Wednesday, August 27, 2014

Books and Stuff

I continue to enjoy these waning days of summer, although they don't include many firm plans--maybe that's why I'm enjoying them.
Made a big salad--geez, I seem to do that every day--and had it for lunch, adding the last of the pork roast, cut up.  Drove to the Shop-Rite in Waretown to pick up various items, then to the post office and library.  Took back two books on Johnny Carson--I'm over him now--and got a new bio of John Wayne. Dipped into it last night and it looks absorbing.
Earlier in the day, I had started a book by the mother of a Downs Syndrome child, but will probably put it aside.  I'm not sure why this kind of thing appeals to me. anyway--other people's woes.  I'm afraid it isn't for any benign reasons. but most likely because they make me so grateful I'm not the author or the subject.
Further "booking": Using the last of Mike's generous Mothers' Day gift, I ordered Roz Chast's Can't we Talk About Something More Pleasant: A Memoir,* from Amazon.  Am also awaiting from Amazon, Jesse James, Last Rebel of the Civil War. That may seem a peculiar topic for me, but I became interested after reading a rave review.  The author, a distinguished historian, outlines what he sees as the sociological reasons for James' criminal activity. Guess it would be included under "Why People Do What They Do," and that's a topic I find endlessly fascinating.  
Put my sale items on Facebook, then the twin beds and the maple table on Craig's List.  Actually got some interest--one woman left me a private message on FB, I called her and she said she was interested in the armoire.  Unfortunately, she needed me to deliver it (to Mays Landing) and I'm not able to.  We agreed cordially it wasn't to be.

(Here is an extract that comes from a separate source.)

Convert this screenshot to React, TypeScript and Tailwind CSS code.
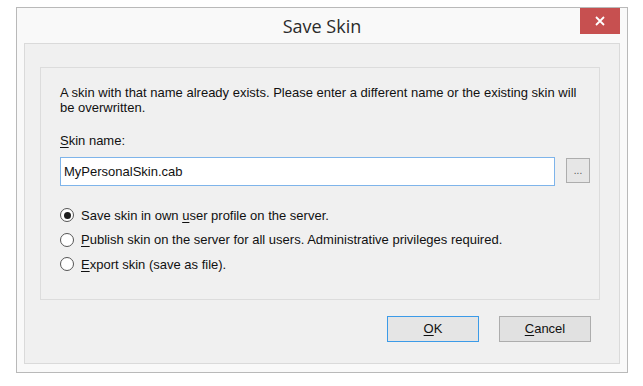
import React from "react";

const font = { fontFamily: '"Liberation Sans", Arial, sans-serif' };

function Radio({ checked, children }: { checked?: boolean; children: React.ReactNode }) {
  return (
    <div className="flex items-center h-[24.5px]">
      <span className="w-[14px] h-[14px] rounded-full border border-[#555] bg-white flex items-center justify-center">
        {checked && <span className="w-[7px] h-[7px] rounded-full bg-[#1e1e1e]" />}
      </span>
      <span className="ml-[7px] text-[13px] text-[#111]">{children}</span>
    </div>
  );
}

export default function App() {
  return (
    <div className="w-[643px] h-[386px] bg-white pt-[7px] pl-[16px]" style={font}>
      <div className="w-[612px] h-[366px] border border-[#b9b9b9] bg-[#f9f9f9] flex flex-col">
        <div className="relative h-[35px] flex items-center justify-center">
          <span className="text-[18px] text-[#2b2b2b] mt-[1px]" style={{ fontFamily: '"Open Sans", "Noto Sans", sans-serif' }}>Save Skin</span>
          <div className="absolute top-0 right-[7px] w-[40px] h-[26px] bg-[#c75050] flex items-center justify-center">
            <svg width="10" height="10" viewBox="0 0 10 10">
              <path d="M1 1 L9 9 M9 1 L1 9" stroke="white" strokeWidth="1.8" />
            </svg>
          </div>
        </div>
        <div className="mx-[7px] h-[321px] border border-[#dadada] bg-[#f0f0f0] pt-[23px] pl-[15px] flex flex-col">
          <div className="w-[560px] h-[233px] border border-[#dcdcdc] pl-[19px] pt-[17px] flex flex-col">
            <p className="text-[13px] leading-[15px] text-[#111] w-[530px]">
              A skin with that name already exists. Please enter a different name or the existing skin will be overwritten.
            </p>
            <div className="mt-[18px] text-[13px] leading-[15px] text-[#111]">
              <span className="underline underline-offset-2">S</span>kin name:
            </div>
            <div className="mt-[9px] flex items-start">
              <div className="w-[495px] h-[29px] border border-[#7eb4ea] bg-white flex items-center pl-[3px] text-[13px] text-[#111]">
                MyPersonalSkin.cab
              </div>
              <div className="ml-[11px] mt-[1px] w-[24px] h-[25px] border border-[#adadad] bg-[#e6e6e6] flex items-end justify-center pb-[6px] text-[10px] leading-[10px] text-[#555]">
                ...
              </div>
            </div>
            <div className="mt-[17px] flex flex-col">
              <Radio checked>
                Save skin in own <span className="underline underline-offset-2">u</span>ser profile on the server.
              </Radio>
              <Radio>
                <span className="underline underline-offset-2">P</span>ublish skin on the server for all users. Administrative privileges required.
              </Radio>
              <Radio>
                <span className="underline underline-offset-2">E</span>xport skin (save as file).
              </Radio>
            </div>
          </div>
          <div className="mt-[16px] flex gap-[20px] pl-[347px]">
            <div className="w-[92px] h-[26px] border border-[#3c9be8] bg-[#e5e5e5] flex items-center justify-center text-[13px] text-[#111]">
              <span className="underline underline-offset-2">O</span>K
            </div>
            <div className="w-[92px] h-[26px] border border-[#adadad] bg-[#e1e1e1] flex items-center justify-center text-[13px] text-[#111]">
              <span className="underline underline-offset-2">C</span>ancel
            </div>
          </div>
        </div>
      </div>
    </div>
  );
}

Somebody else does want to buy the rattan chest.  Darn, I asked only ten bucks for it and I bet I could get twenty...
...aagh--what an idiotic reaction!  I've had the damn thing for twenty years or more and the only function it serves is to contain things--pictures, mostly--that I never even look at.  Good grief, I should pay her to take it away.
Called my cousin, Marifran, in Ohio--to me, she's my "Cincinnati Sis"--and we had a good long talk.  She's had cancer for five years and is treating it with alternative medicines--oh, please, let them work.
Betty called. We'll meet at the cemetery on Saturday, the fortieth anniversary of her husband's death--how could that possibly be?--then go to lunch.
*I've been a Roz Chast fan for years.  Her cartoons, instantly recognizable, appear regularly in The New Yorker.  They're invariably comments on modern life and are subtle, but not obscure (as some New Yorker cartoons are), and always more gentle than nasty.  The book is concerned with the drama surrounding the aging of her parents and, I understand, includes her art, as well as photographs, and writings.  Can't wait for Roz and Jesse to get here!